**DATASET CONTENT**
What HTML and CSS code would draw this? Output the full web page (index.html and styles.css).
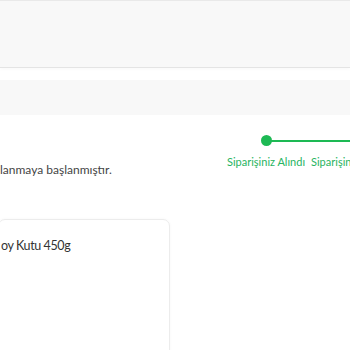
FILE: index.html
```html
<!DOCTYPE html>
<html lang="tr">
<head>
  <meta charset="UTF-8" />
  <title>Sipariş Detayı</title>
  <link rel="stylesheet" href="styles.css">
</head>
<body>
  <header class="topbar"></header>
  <div class="subbar"></div>

  <main>
    <section class="status">
      <p class="status-text">lanmaya başlanmıştır.</p>
      <div class="steps">
        <div class="step done">
          <span class="dot"></span>
          <span class="label">Siparişiniz Alındı</span>
        </div>
        <div class="step">
          <span class="dot"></span>
          <span class="label">Siparişiniz Hazırlanıyor</span>
        </div>
      </div>
    </section>

    <div class="card">
      <p class="product">oy Kutu 450g</p>
    </div>
  </main>
</body>
</html>
```

FILE: styles.css
```css
body { margin: 0; font-family: Lato, "Open Sans", Arial, sans-serif; background: #fff; color: #444; overflow: hidden; }
.topbar { height: 66px; background: #f8f8f8; border-top: 1px solid #e9e9e9; border-bottom: 1px solid #e4e4e4; box-shadow: 0 1px 4px rgba(0,0,0,0.03); }
.subbar { height: 35px; background: #f8f8f8; margin-top: 12px; }

.status { display: flex; align-items: flex-start; height: 104px; }
.status-text { flex: 0 0 224px; margin: 47px 0 0 0; font-size: 12px; color: #444; white-space: nowrap; }

.steps { display: flex; margin-top: 20px; }
.step { padding: 0 3px; display: flex; flex-direction: column; align-items: center; position: relative; }
.step .dot { width: 11px; height: 11px; border-radius: 50%; background: #1db954; position: relative; z-index: 1; }
.step.done::after { content: ""; position: absolute; left: 50%; width: 300px; top: 4.5px; height: 2px; background: #1db954; }
.step .label { margin-top: 9px; font-size: 11px; color: #28b461; white-space: nowrap; }

.card { box-sizing: border-box; width: 172px; height: 160px; margin-left: -2px; border: 1px solid #ececec; border-radius: 7px; box-shadow: 0 0 3px rgba(0,0,0,0.04); }
.product { margin: 18px 0 0 2px; font-size: 12.5px; letter-spacing: -0.4px; color: #333; }
```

**WHAT TO WORK ON**
Within the listing above, find every line containing the string "index" and return it.

**EXERCISE RESULT**
What HTML and CSS code would draw this? Output the full web page (index.html and styles.css).
FILE: index.html
.step .dot { width: 11px; height: 11px; border-radius: 50%; background: #1db954; position: relative; z-index: 1; }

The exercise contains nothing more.